:: The request ::
Each line of the listing must be transcribed exactly, except for the images, which should be excluded.
· · · · ·
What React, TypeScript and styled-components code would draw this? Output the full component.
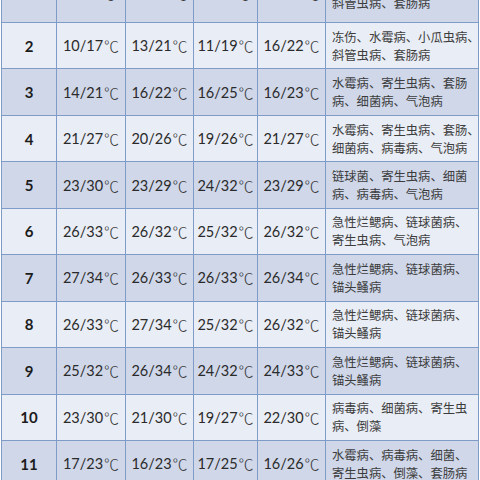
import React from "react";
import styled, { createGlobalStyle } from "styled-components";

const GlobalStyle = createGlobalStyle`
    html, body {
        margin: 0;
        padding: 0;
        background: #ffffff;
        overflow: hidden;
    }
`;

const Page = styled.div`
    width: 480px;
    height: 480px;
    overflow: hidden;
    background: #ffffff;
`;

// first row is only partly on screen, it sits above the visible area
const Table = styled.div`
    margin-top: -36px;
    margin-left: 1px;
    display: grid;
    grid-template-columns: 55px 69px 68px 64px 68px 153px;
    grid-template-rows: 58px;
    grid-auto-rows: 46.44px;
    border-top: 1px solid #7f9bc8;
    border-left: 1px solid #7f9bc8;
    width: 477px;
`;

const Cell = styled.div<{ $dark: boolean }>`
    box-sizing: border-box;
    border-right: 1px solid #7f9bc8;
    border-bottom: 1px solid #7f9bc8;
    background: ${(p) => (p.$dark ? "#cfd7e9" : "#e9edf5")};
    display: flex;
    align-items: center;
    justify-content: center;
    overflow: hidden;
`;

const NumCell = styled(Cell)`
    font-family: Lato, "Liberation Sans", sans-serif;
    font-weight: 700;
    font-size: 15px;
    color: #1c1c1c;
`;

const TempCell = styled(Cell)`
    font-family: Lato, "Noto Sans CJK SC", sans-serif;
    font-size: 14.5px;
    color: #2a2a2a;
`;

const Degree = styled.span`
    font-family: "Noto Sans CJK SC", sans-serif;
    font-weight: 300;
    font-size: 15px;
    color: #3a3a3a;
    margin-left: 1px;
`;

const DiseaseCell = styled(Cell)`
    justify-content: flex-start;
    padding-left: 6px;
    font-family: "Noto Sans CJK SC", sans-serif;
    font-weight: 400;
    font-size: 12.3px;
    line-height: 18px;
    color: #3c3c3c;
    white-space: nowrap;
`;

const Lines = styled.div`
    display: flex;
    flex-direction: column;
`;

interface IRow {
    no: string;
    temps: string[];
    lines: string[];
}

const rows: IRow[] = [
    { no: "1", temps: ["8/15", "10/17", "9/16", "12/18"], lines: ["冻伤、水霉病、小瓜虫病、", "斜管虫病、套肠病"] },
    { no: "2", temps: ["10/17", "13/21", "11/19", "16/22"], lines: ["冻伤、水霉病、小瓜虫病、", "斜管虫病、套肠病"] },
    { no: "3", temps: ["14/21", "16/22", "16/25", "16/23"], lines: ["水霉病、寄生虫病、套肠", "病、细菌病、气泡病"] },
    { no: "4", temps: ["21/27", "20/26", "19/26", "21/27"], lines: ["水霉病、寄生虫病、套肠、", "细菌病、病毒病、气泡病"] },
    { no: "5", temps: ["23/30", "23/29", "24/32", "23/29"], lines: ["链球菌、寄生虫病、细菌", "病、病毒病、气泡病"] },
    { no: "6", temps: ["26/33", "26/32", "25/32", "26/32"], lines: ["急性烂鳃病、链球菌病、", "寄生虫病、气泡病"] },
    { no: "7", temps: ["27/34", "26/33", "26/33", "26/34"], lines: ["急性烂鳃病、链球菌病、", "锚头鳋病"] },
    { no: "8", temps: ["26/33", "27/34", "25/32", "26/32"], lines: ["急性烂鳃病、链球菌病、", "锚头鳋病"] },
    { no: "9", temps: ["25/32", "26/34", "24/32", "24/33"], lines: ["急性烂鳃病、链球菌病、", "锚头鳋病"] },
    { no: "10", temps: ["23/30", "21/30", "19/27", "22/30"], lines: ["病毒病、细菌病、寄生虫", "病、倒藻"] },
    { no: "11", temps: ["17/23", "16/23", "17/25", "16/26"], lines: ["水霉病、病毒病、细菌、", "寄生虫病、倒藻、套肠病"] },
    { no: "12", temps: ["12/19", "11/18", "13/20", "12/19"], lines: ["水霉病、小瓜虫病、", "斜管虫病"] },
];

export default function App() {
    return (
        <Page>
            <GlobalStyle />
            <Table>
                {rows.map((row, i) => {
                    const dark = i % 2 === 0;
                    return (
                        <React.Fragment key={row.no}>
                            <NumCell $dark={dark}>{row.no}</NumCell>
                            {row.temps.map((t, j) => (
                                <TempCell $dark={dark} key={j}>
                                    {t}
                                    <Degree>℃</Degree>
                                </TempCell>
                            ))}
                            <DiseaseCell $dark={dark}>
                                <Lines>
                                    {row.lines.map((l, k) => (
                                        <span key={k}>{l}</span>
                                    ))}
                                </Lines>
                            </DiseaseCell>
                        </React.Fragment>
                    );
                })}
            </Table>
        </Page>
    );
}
· · · · ·
:: Problem solution ::
What React, TypeScript and styled-components code would draw this? Output the full component.
import React from "react";
import styled, { createGlobalStyle } from "styled-components";

const GlobalStyle = createGlobalStyle`
    html, body {
        margin: 0;
        padding: 0;
        background: #ffffff;
        overflow: hidden;
    }
`;

const Page = styled.div`
    width: 480px;
    height: 480px;
    overflow: hidden;
    background: #ffffff;
`;

// first row is only partly on screen, it sits above the visible area
const Table = styled.div`
    margin-top: -36px;
    margin-left: 1px;
    display: grid;
    grid-template-columns: 55px 69px 68px 64px 68px 153px;
    grid-template-rows: 58px;
    grid-auto-rows: 46.44px;
    border-top: 1px solid #7f9bc8;
    border-left: 1px solid #7f9bc8;
    width: 477px;
`;

const Cell = styled.div<{ $dark: boolean }>`
    box-sizing: border-box;
    border-right: 1px solid #7f9bc8;
    border-bottom: 1px solid #7f9bc8;
    background: ${(p) => (p.$dark ? "#cfd7e9" : "#e9edf5")};
    display: flex;
    align-items: center;
    justify-content: center;
    overflow: hidden;
`;

const NumCell = styled(Cell)`
    font-family: Lato, "Liberation Sans", sans-serif;
    font-weight: 700;
    font-size: 15px;
    color: #1c1c1c;
`;

const TempCell = styled(Cell)`
    font-family: Lato, "Noto Sans CJK SC", sans-serif;
    font-size: 14.5px;
    color: #2a2a2a;
`;

const Degree = styled.span`
    font-family: "Noto Sans CJK SC", sans-serif;
    font-weight: 300;
    font-size: 15px;
    color: #3a3a3a;
    margin-left: 1px;
`;

const DiseaseCell = styled(Cell)`
    justify-content: flex-start;
    padding-left: 6px;
    font-family: "Noto Sans CJK SC", sans-serif;
    font-weight: 400;
    font-size: 12.3px;
    line-height: 18px;
    color: #3c3c3c;
    white-space: nowrap;
`;

const Lines = styled.div`
    display: flex;
    flex-direction: column;
`;

interface IRow {
    no: string;
    temps: string[];
    lines: string[];
}

const rows: IRow[] = [
    { no: "1", temps: ["8/15", "10/17", "9/16", "12/18"], lines: ["冻伤、水霉病、小瓜虫病、", "斜管虫病、套肠病"] },
    { no: "2", temps: ["10/17", "13/21", "11/19", "16/22"], lines: ["冻伤、水霉病、小瓜虫病、", "斜管虫病、套肠病"] },
    { no: "3", temps: ["14/21", "16/22", "16/25", "16/23"], lines: ["水霉病、寄生虫病、套肠", "病、细菌病、气泡病"] },
    { no: "4", temps: ["21/27", "20/26", "19/26", "21/27"], lines: ["水霉病、寄生虫病、套肠、", "细菌病、病毒病、气泡病"] },
    { no: "5", temps: ["23/30", "23/29", "24/32", "23/29"], lines: ["链球菌、寄生虫病、细菌", "病、病毒病、气泡病"] },
    { no: "6", temps: ["26/33", "26/32", "25/32", "26/32"], lines: ["急性烂鳃病、链球菌病、", "寄生虫病、气泡病"] },
    { no: "7", temps: ["27/34", "26/33", "26/33", "26/34"], lines: ["急性烂鳃病、链球菌病、", "锚头鳋病"] },
    { no: "8", temps: ["26/33", "27/34", "25/32", "26/32"], lines: ["急性烂鳃病、链球菌病、", "锚头鳋病"] },
    { no: "9", temps: ["25/32", "26/34", "24/32", "24/33"], lines: ["急性烂鳃病、链球菌病、", "锚头鳋病"] },
    { no: "10", temps: ["23/30", "21/30", "19/27", "22/30"], lines: ["病毒病、细菌病、寄生虫", "病、倒藻"] },
    { no: "11", temps: ["17/23", "16/23", "17/25", "16/26"], lines: ["水霉病、病毒病、细菌、", "寄生虫病、倒藻、套肠病"] },
    { no: "12", temps: ["12/19", "11/18", "13/20", "12/19"], lines: ["水霉病、小瓜虫病、", "斜管虫病"] },
];

export default function App() {
    return (
        <Page>
            <GlobalStyle />
            <Table>
                {rows.map((row, i) => {
                    const dark = i % 2 === 0;
                    return (
                        <React.Fragment key={row.no}>
                            <NumCell $dark={dark}>{row.no}</NumCell>
                            {row.temps.map((t, j) => (
                                <TempCell $dark={dark} key={j}>
                                    {t}
                                    <Degree>℃</Degree>
                                </TempCell>
                            ))}
                            <DiseaseCell $dark={dark}>
                                <Lines>
                                    {row.lines.map((l, k) => (
                                        <span key={k}>{l}</span>
                                    ))}
                                </Lines>
                            </DiseaseCell>
                        </React.Fragment>
                    );
                })}
            </Table>
        </Page>
    );
}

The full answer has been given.